Empire, April 1992

Their Own Private Idaho

by Jenny Cooney

River Phoenix and Keanu Reeves, the golden boys of Tinseltown, now team up for My Own Private Idaho, a gritty account of life among the rent boys. Jenny Cooney meets Hollywood's latest odd couple...

GOD, THE PHYSICAL SENSATION of ejaculating can be orgasmic," muses River Phoenix, with an embarrassed little chuckle.
Mmmm. This fairly forthright remark is, thankfully, not a comment on the 21-year-old's private affairs, but rather a dissection of the particularly explicit opening scenes of My Own Private Idaho, the independent arthouse hit of last year in the US, finally released in the UK this month. Phoenix, playing homosexual prostitute Mike Waters, head arched back, eyes clamped shut, is, as the receding camera makes all too clear, experiencing just such a "sensation", courtesy of a kneeling male client.
With such, er, unusual goings-on suffusing Gus Van Sant's sleazy homage to the world of male hustlerdom, My Own Private Idaho does seem something of a bizarre vehicle for Phoenix and co-star Keanu Reeves, current holders of that annual title of Hollywood's Hunkiest HeartThrobs. So, did no one - an agent, a loved one, maybe even a fellow thespian - have a quiet word with the lads, advising them that the most astute career decision for a major young movie star may not be to play, well, a rent boy?
"I decide my projects not based on any big strategy or how Hollywood or the critics will see me," explains Phoenix, sporting, like Reeves, tattered jeans, a dishevelled jacket and three-day stubble, Reeves' being merrily decorated with food stains. "If you have a belief in the story, you'll just commit. You don't think, 'What will people think of this?' If you do, you're ruined."
This, it is immediately apparent, will be the way of things during our little chat, with Phoenix opting to answer the questions, ever the thoughtful and talkative counterpoint to Reeves' generally silent, occasional grunter. Suddenly, however, Keanu Reeves, up until this point seemingly fascinated by a tiny piece of dust on the table in front of him, glances up.
"God, no, they'd be fired," he mumbles, apropos of nothing. "No, I mean, when I read it, it was just... I was really... it was... it's an amazing part. It's a weird story, so I was just… so I was just very happy to be there."
Er, right. And how did Keanu Reeves end up being there? Born to a Hawaiian-Chinese father and an English mother on September 2,1964, young Keanu - Hawaiian, he insists, for Cool Breeze Over The Mountains - was brought up in The Lebanon, moving to the US in his teens and almost immediately getting very heavily into various mood-altering substances ("I dug it. I'm so glad I've hallucinated in my life."). A would-be racing driver, inventor, nuclear physicist, conductor, his reasons for taking up this acting lark are typically vague.
"Let's see," he ponders, pushing back his floppy black locks which meet in the general vicinity of his nose. "I became an actor when I was 16... and I don't know why."
Keanu Reeves, in fact, is a young man not unlike Ted, the teenage hero of Bill & Ted's Excellent Adventure and Bill & Ted's Bogus Journey fame, a spaced-out dude who enjoys saying "man" a lot.
"I went through a phase of that self-consciousness a little bit," admits Reeves. "Cos I'm kind of goofy, right? I'd read interviews and go, 'Wow, I'm a pretty goofy dude.' So I got over it and now I'm just hopeless."
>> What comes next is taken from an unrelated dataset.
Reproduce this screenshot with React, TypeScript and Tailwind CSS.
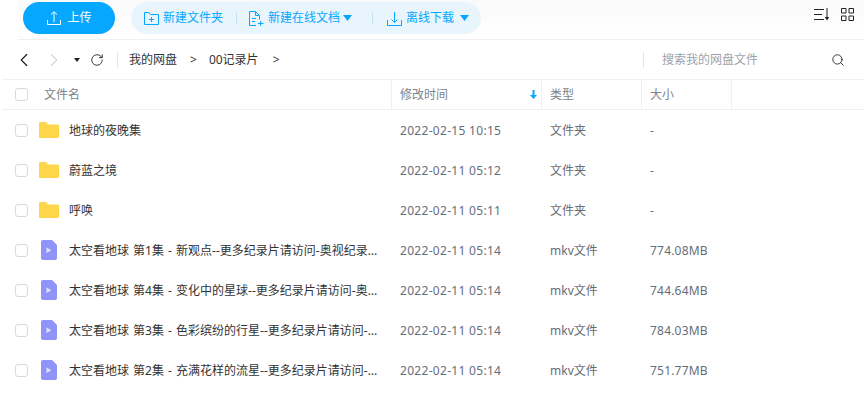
import { ChevronLeft, ChevronRight, RotateCw, Search } from "lucide-react";

const files = [
  { name: "地球的夜晚集", time: "2022-02-15 10:15", type: "文件夹", size: "-", folder: true },
  { name: "蔚蓝之境", time: "2022-02-11 05:12", type: "文件夹", size: "-", folder: true },
  { name: "呼唤", time: "2022-02-11 05:11", type: "文件夹", size: "-", folder: true },
  { name: "太空看地球 第1集 - 新观点--更多纪录片请访问-奥视纪录片网.mkv", time: "2022-02-11 05:14", type: "mkv文件", size: "774.08MB", folder: false },
  { name: "太空看地球 第4集 - 变化中的星球--更多纪录片请访问-奥视纪录片网.mkv", time: "2022-02-11 05:14", type: "mkv文件", size: "744.64MB", folder: false },
  { name: "太空看地球 第3集 - 色彩缤纷的行星--更多纪录片请访问-奥视纪录片网.mkv", time: "2022-02-11 05:14", type: "mkv文件", size: "784.03MB", folder: false },
  { name: "太空看地球 第2集 - 充满花样的流星--更多纪录片请访问-奥视纪录片网.mkv", time: "2022-02-11 05:14", type: "mkv文件", size: "751.77MB", folder: false },
];

function FolderIcon() {
  return (
    <svg width="20" height="16" viewBox="0 0 20 16">
      <path d="M0 1.2C0 .5.5 0 1.2 0h5.3c.4 0 .7.1 1 .4L9.800 2.600H18.800c.7 0 1.200.5 1.200 1.200v11c0 .7-.5 1.200-1.200 1.200H1.200C.5 16 0 15.500 0 14.800Z" fill="#ffd54a" />
      <path d="M7.500.4 9.800 2.600h-3Z" fill="#ffe48a" />
    </svg>
  );
}

function VideoIcon() {
  return (
    <svg width="16" height="20" viewBox="0 0 16 20">
      <path d="M2 0h8.500c.5 0 .9.2 1.200.5l3.800 4c.3.3.5.7.5 1.200V18c0 1.100-.9 2-2 2H2c-1.100 0-2-.9-2-2V2C0 .9.900 0 2 0Z" fill="#9094f8" />
      <path d="M5.500 7.500v5.500l4.800-2.750Z" fill="#e4e5ff" />
    </svg>
  );
}

function Checkbox() {
  return <div className="h-[13px] w-[13px] rounded-[3px] border border-[#d9d9d9] bg-white" />;
}

function Divider() {
  return <div className="h-3 w-px bg-[#c5e2f5]" />;
}

function Caret() {
  return (
    <svg width="9" height="6" viewBox="0 0 9 6">
      <path d="M0 0h9L4.500 6Z" fill="#06a7ff" />
    </svg>
  );
}

export default function App() {
  return (
    <div
      className="h-[415px] w-[864px] overflow-hidden bg-white pl-[2px] text-[12px] text-[#666d78]"
      style={{ fontFamily: '"Noto Sans", "Noto Sans CJK SC", sans-serif' }}
    >
      {/* toolbar */}
      <div className="ml-4 flex h-10 items-start border-b border-[#f0f0f0] bg-gradient-to-b from-[#fafafa] to-white pt-[2px]">
        <button className="ml-[5px] flex h-8 w-[92px] items-center justify-center gap-[6px] rounded-full bg-[#06a7ff] pl-[1px] text-[12px] text-white">
          <svg width="14" height="14" viewBox="0 0 14 14" fill="none" stroke="#fff" strokeWidth="1">
            <path d="M.5 9v4.500h13V9M7 11V1M4 3.500 7 .8l3 2.700" />
          </svg>
          上传
        </button>
        <div className="ml-4 flex h-8 w-[350px] items-center rounded-full bg-[#e9f5fd] text-[12px] text-[#06a7ff]">
          <svg className="ml-[13px]" width="15" height="13" viewBox="0 0 15 13" fill="none" stroke="#06a7ff">
            <path d="M.5 12.500V.5h4.500l1.500 2h8v10ZM5 7.500h5M7.500 5v5" />
          </svg>
          <span className="ml-1">新建文件夹</span>
          <div className="ml-[13px] mr-[12px]"><Divider /></div>
          <svg width="15" height="15" viewBox="0 0 15 15" fill="none" stroke="#06a7ff">
            <path d="M7 14.500H.5V.5h6l4 4v4M6.500.5v4h4M3 7.500h4M3 10.500h3M9 12.500h5.500M11.700 10v5" />
          </svg>
          <span className="ml-[4px]">新建在线文档</span>
          <div className="ml-[3px]"><Caret /></div>
          <div className="ml-[20px] mr-[14px]"><Divider /></div>
          <svg width="15" height="15" viewBox="0 0 15 15" fill="none" stroke="#06a7ff">
            <path d="M.5 9v5.500h14V9M7.500 1v10M4.500 8.500l3 3 3-3" />
          </svg>
          <span className="ml-[4px]">离线下载</span>
          <div className="ml-[6px]"><Caret /></div>
        </div>
        <div className="ml-auto mr-[10px] mt-[6px] flex items-center gap-[11px]">
          <svg width="16" height="13" viewBox="0 0 16 13" fill="none" stroke="#222">
            <path d="M0 1.500h10M0 6.500h8M0 11.500h10M13 0v11" />
            <path d="M10.800 9h4.400L13 12.500Z" fill="#222" stroke="none" />
          </svg>
          <svg width="13" height="13" viewBox="0 0 13 13" fill="none" stroke="#222">
            <path d="M.5.500h4.500V5H.5ZM8 .500h4.500V5H8ZM.5 8H5v4.500H.5ZM8 8h4.500v4.500H8Z" />
          </svg>
        </div>
      </div>

      {/* path bar */}
      <div className="flex h-10 items-center border-b border-[#f0f0f0] text-[#333]">
        <ChevronLeft className="ml-[11px]" size={22} strokeWidth={1.3} color="#222" />
        <ChevronRight className="ml-[8px]" size={22} strokeWidth={1} color="#b5b5b5" />
        <svg className="ml-[9px]" width="6" height="4" viewBox="0 0 6 4">
          <path d="M0 0h6L3 4Z" fill="#222" />
        </svg>
        <RotateCw className="ml-[10px]" size={14} strokeWidth={1.5} color="#222" />
        <div className="ml-[13px] h-4 w-px bg-[#e5e5e5]" />
        <span className="ml-[11px] pt-[1px]">我的网盘</span>
        <span className="ml-[13px] pt-[1px]">&gt;</span>
        <span className="ml-[12px] pt-[1px]">00记录片</span>
        <span className="ml-[14px] pt-[1px]">&gt;</span>
        <div className="ml-auto flex h-4 w-[221px] items-center border-l border-[#e5e5e5] pl-[18px] text-[#9ba3ad]">
          <span className="pt-[1px]">搜索我的网盘文件</span>
          <Search className="ml-auto mr-[19px]" size={14} strokeWidth={1.5} color="#222" />
        </div>
      </div>

      {/* column headers */}
      <div className="flex h-[30px] items-center border-b border-[#f0f0f0] text-[#7b828c]">
        <div className="flex w-[390px] items-center self-stretch border-r border-[#f0f0f0] pl-[13px]">
          <Checkbox />
          <span className="ml-[16px]">文件名</span>
        </div>
        <div className="flex w-[150px] items-center self-stretch border-r border-[#f0f0f0] pl-2">
          修改时间
          <svg className="ml-auto mr-[4px]" width="7" height="9" viewBox="0 0 7 9">
            <path d="M2.500 0h2v5H7L3.500 9 0 5h2.500Z" fill="#06a7ff" />
          </svg>
        </div>
        <div className="flex w-[100px] items-center self-stretch border-r border-[#f0f0f0] pl-2">类型</div>
        <div className="flex w-[90px] items-center self-stretch border-r border-[#f0f0f0] pl-2">大小</div>
      </div>

      {/* file rows */}
      {files.map((f) => (
        <div key={f.name} className="flex h-10 items-center">
          <div className="ml-[13px] w-[23px]"><Checkbox /></div>
          <div className="flex w-[22px] justify-center">
            {f.folder ? <FolderIcon /> : <VideoIcon />}
          </div>
          <div className="ml-[9px] w-[315px] truncate pr-[1px] pt-[1px] text-[#333] [word-spacing:1px]">{f.name}</div>
          <div className="ml-[16px] w-[150px] pt-[1px] tracking-[0.3px]">{f.time}</div>
          <div className="w-[100px] pt-[1px]">{f.type}</div>
          <div className="pt-[1px] tracking-[0.2px]">{f.size}</div>
        </div>
      ))}
    </div>
  );
}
IF REEVES IS TED, THEN PHOENIX IS straight out of a hippy version of The Brady Bunch, though far from happy with his popular image as Hollywood's resident environmentally friendly vegetarian fur-hater, the space cadet brought up by transient hippy parents and once even going on a public fast to protest over the treatment of migrant farm workers in the US.
"When River was nine years old, he caught his first fish," confirms his publicist, in one of the many public utterances to have dogged Phoenix over the years. "It flopped about on a rock for a while, then it died. Right then and there, River had this vision that he had killed a fellow living thing. He cried for three days and vowed never to eat meat or fish again."
It is difficult, is it not, to avoid the planet-earth-calling-River attitude when confronted with California psychobabble such as this?
"I don't care if people call me a goody-goody nature boy," barks Phoenix. "They can just shove it up their ass. The world's falling in on them. They're just gonna be blind ducklings."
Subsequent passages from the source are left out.